Buckling of non-Lévy-type rectangular thick plates:New benchmark solutions in the symplectic framework

Abstract

The third-order shear deformation theories (TSDTs) are frequently employed to enhance the accuracy of mechanical behavior characterization for thick plates. However, the analytic buckling solutions based on the TSDTs are rare due to the major challenge in mathematical treatments. This study introduces an analytic symplectic superposition method to derive new benchmark buckling solutions of TSDT-based rectangular thick plates with non-Lévy-type boundary conditions (BCs), which are inaccessible using conventional analytic approaches. The governing equations are formulated in the Hamiltonian system. The symplectic framework-based mathematical techniques are manipulated, which shapes the characteristic of the method that a rational derivation is realized without any predetermined solution forms.
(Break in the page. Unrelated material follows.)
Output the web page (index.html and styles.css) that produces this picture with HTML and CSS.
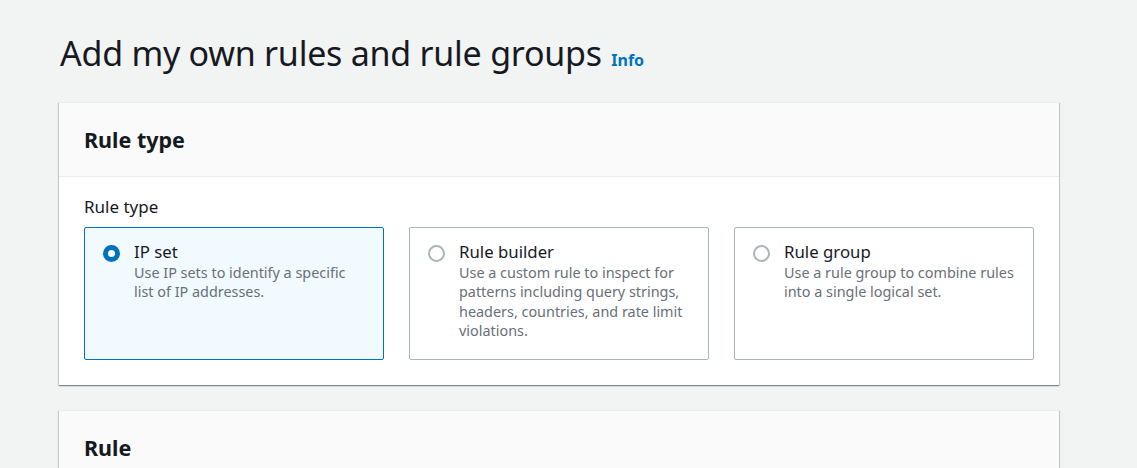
FILE: index.html
```html
<!DOCTYPE html>
<html>
<head>
<meta charset="utf-8">
<link rel="stylesheet" href="styles.css">
</head>
<body>
<div class="page">
  <h1 class="title">Add my own rules and rule groups <a class="info">Info</a></h1>
  <section class="container">
    <div class="c-header"><h2>Rule type</h2></div>
    <div class="c-body">
      <div class="label">Rule type</div>
      <div class="tiles">
        <div class="tile selected">
          <span class="radio on"></span>
          <div class="t-text">
            <div class="t-title">IP set</div>
            <div class="t-desc">Use IP sets to identify a specific list of IP addresses.</div>
          </div>
        </div>
        <div class="tile">
          <span class="radio"></span>
          <div class="t-text">
            <div class="t-title">Rule builder</div>
            <div class="t-desc">Use a custom rule to inspect for patterns including query strings, headers, countries, and rate limit violations.</div>
          </div>
        </div>
        <div class="tile">
          <span class="radio"></span>
          <div class="t-text">
            <div class="t-title">Rule group</div>
            <div class="t-desc">Use a rule group to combine rules into a single logical set.</div>
          </div>
        </div>
      </div>
    </div>
  </section>
  <section class="container">
    <div class="c-header"><h2>Rule</h2></div>
    <div class="c-body tall"></div>
  </section>
</div>
</body>
</html>
```
FILE: styles.css
```css
* { box-sizing: border-box; }
html, body { margin: 0; padding: 0; }
body {
  background: #f2f3f3;
  font-family: "Noto Sans", "Open Sans", sans-serif;
  color: #16191f;
  overflow: hidden;
  height: 468px;
}
.page {
  padding: 29px 78px 0 59px;
}
.title {
  margin: 0 0 18px 1px;
  font-size: 34px;
  font-weight: 400;
  line-height: 48px;
  letter-spacing: -0.25px;
  color: #16191f;
}
.info {
  font-size: 16px;
  font-weight: 700;
  color: #0073bb;
  margin-left: 1px;
  letter-spacing: 0;
}
.container {
  width: 1000px;
  background: #fff;
  box-shadow: 0 1px 1px 0 rgba(0,28,36,.3), 1px 1px 1px 0 rgba(0,28,36,.15), -1px 1px 1px 0 rgba(0,28,36,.15);
  border-top: 1px solid #eaeded;
  margin-bottom: 25px;
}
.c-header {
  background: #fafafa;
  border-bottom: 1px solid #eaeded;
  height: 74px;
  display: flex;
  align-items: center;
  padding: 0 25px;
}
.c-header h2 {
  margin: 0;
  font-size: 21.5px;
  font-weight: 700;
  line-height: 28px;
}
.c-body {
  padding: 19px 25px 25px 25px;
}
.c-body.tall { height: 100px; }
.label {
  font-size: 17px;
  line-height: 22px;
  margin-bottom: 9px;
}
.tiles {
  display: flex;
  gap: 25px;
}
.tile {
  width: 300px;
  height: 133px;
  border: 1px solid #aab7b8;
  border-radius: 2px;
  padding: 13px 17px 0 18px;
  display: flex;
  gap: 14px;
  background: #fff;
}
.tile.selected {
  background: #f1faff;
  border-color: #0073bb;
}
.radio {
  flex: none;
  width: 17px;
  height: 17px;
  border-radius: 50%;
  border: 2px solid #aab7b8;
  margin-top: 4px;
  background: #fff;
}
.radio.on {
  border: 5px solid #0073bb;
  background: #fff;
}
.t-title {
  font-size: 16.8px;
  line-height: 22px;
  color: #16191f;
}
.t-desc {
  font-size: 14.4px;
  line-height: 19.4px;
  color: #687078;
}
```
The comprehensive buckling load factors and mode shapes of fully clamped plates and their variations are given, all of which are verified through comparison with the finite element method as well as literature results. Utilizing the obtained solutions, a comprehensive parametric analysis is conducted to elucidate the effects of BC, thickness-to-width ratio, and aspect ratio on critical buckling load factors. A comparison study is made between the results by the TSDT and those by the Kirchhoff theory and the first-order shear deformation theory, which demonstrates the superior accuracy of the former. The proposed rigorous framework offers a rational route to obtaining more benchmark buckling solutions.